▶ WHAT YOU NEED TO DO:
Transcribe the data in full and exactly, omitting any pictures.

╔══

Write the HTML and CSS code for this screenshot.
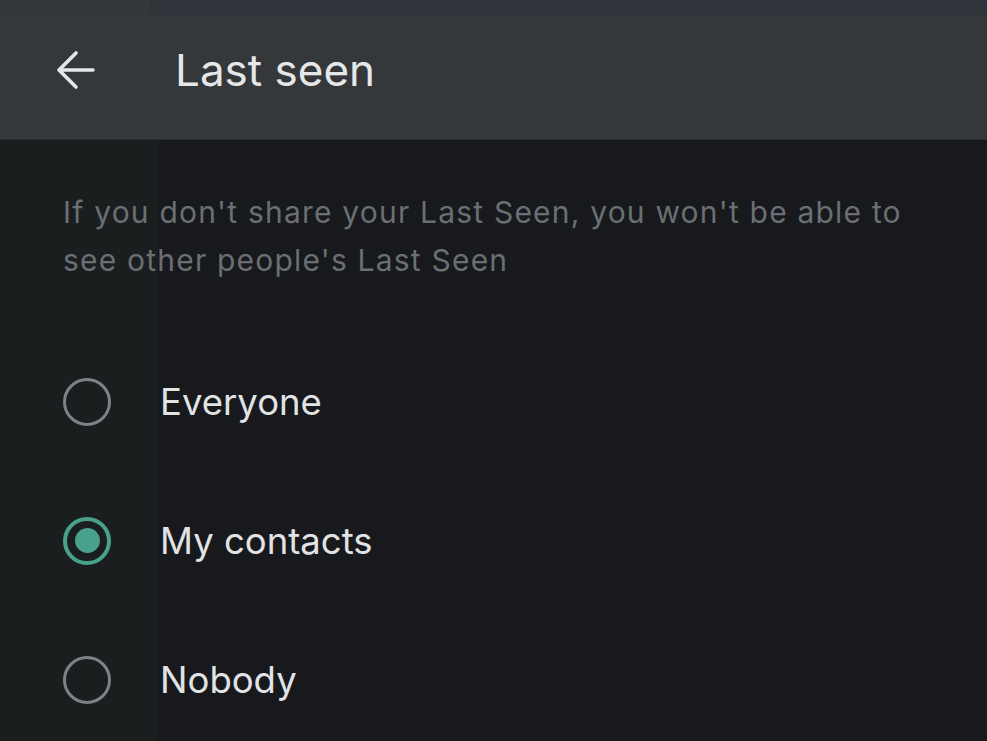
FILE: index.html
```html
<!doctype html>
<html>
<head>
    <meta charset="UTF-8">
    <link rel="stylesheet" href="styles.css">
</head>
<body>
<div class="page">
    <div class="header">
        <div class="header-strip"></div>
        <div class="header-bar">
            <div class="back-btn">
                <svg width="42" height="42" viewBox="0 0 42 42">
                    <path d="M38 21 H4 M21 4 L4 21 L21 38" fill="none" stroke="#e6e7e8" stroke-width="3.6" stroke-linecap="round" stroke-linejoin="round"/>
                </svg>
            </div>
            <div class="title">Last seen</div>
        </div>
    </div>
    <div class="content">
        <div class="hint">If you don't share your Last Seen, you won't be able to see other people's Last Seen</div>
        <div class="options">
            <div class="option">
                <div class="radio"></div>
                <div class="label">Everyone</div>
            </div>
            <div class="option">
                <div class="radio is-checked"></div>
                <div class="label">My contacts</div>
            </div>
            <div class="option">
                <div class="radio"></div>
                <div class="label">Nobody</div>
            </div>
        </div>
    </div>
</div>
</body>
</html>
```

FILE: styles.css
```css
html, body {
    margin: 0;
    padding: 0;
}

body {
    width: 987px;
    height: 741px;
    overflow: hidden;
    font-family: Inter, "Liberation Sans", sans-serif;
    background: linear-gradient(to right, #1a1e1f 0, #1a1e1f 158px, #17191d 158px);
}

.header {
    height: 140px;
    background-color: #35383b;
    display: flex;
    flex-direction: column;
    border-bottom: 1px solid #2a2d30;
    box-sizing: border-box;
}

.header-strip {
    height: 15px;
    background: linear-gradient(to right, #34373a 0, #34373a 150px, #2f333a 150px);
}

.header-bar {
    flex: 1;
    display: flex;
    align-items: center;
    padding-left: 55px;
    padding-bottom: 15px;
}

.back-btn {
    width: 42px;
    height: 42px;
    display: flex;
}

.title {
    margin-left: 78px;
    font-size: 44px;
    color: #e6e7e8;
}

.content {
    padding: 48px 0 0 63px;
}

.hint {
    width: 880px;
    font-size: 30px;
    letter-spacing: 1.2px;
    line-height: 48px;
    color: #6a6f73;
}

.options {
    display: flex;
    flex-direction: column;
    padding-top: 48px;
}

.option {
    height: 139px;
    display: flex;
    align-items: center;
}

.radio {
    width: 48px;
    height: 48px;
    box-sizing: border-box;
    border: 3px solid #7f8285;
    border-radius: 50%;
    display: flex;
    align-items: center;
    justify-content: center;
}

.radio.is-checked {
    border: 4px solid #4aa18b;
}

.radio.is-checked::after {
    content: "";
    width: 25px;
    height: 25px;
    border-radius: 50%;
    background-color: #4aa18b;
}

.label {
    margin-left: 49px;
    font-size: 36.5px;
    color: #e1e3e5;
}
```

╚══

▶ THE REPLY:
Write the HTML and CSS code for this screenshot.
FILE: index.html
```html
<!doctype html>
<html>
<head>
    <meta charset="UTF-8">
    <link rel="stylesheet" href="styles.css">
</head>
<body>
<div class="page">
    <div class="header">
        <div class="header-strip"></div>
        <div class="header-bar">
            <div class="back-btn">
                <svg width="42" height="42" viewBox="0 0 42 42">
                    <path d="M38 21 H4 M21 4 L4 21 L21 38" fill="none" stroke="#e6e7e8" stroke-width="3.6" stroke-linecap="round" stroke-linejoin="round"/>
                </svg>
            </div>
            <div class="title">Last seen</div>
        </div>
    </div>
    <div class="content">
        <div class="hint">If you don't share your Last Seen, you won't be able to see other people's Last Seen</div>
        <div class="options">
            <div class="option">
                <div class="radio"></div>
                <div class="label">Everyone</div>
            </div>
            <div class="option">
                <div class="radio is-checked"></div>
                <div class="label">My contacts</div>
            </div>
            <div class="option">
                <div class="radio"></div>
                <div class="label">Nobody</div>
            </div>
        </div>
    </div>
</div>
</body>
</html>
```

FILE: styles.css
```css
html, body {
    margin: 0;
    padding: 0;
}

body {
    width: 987px;
    height: 741px;
    overflow: hidden;
    font-family: Inter, "Liberation Sans", sans-serif;
    background: linear-gradient(to right, #1a1e1f 0, #1a1e1f 158px, #17191d 158px);
}

.header {
    height: 140px;
    background-color: #35383b;
    display: flex;
    flex-direction: column;
    border-bottom: 1px solid #2a2d30;
    box-sizing: border-box;
}

.header-strip {
    height: 15px;
    background: linear-gradient(to right, #34373a 0, #34373a 150px, #2f333a 150px);
}

.header-bar {
    flex: 1;
    display: flex;
    align-items: center;
    padding-left: 55px;
    padding-bottom: 15px;
}

.back-btn {
    width: 42px;
    height: 42px;
    display: flex;
}

.title {
    margin-left: 78px;
    font-size: 44px;
    color: #e6e7e8;
}

.content {
    padding: 48px 0 0 63px;
}

.hint {
    width: 880px;
    font-size: 30px;
    letter-spacing: 1.2px;
    line-height: 48px;
    color: #6a6f73;
}

.options {
    display: flex;
    flex-direction: column;
    padding-top: 48px;
}

.option {
    height: 139px;
    display: flex;
    align-items: center;
}

.radio {
    width: 48px;
    height: 48px;
    box-sizing: border-box;
    border: 3px solid #7f8285;
    border-radius: 50%;
    display: flex;
    align-items: center;
    justify-content: center;
}

.radio.is-checked {
    border: 4px solid #4aa18b;
}

.radio.is-checked::after {
    content: "";
    width: 25px;
    height: 25px;
    border-radius: 50%;
    background-color: #4aa18b;
}

.label {
    margin-left: 49px;
    font-size: 36.5px;
    color: #e1e3e5;
}
```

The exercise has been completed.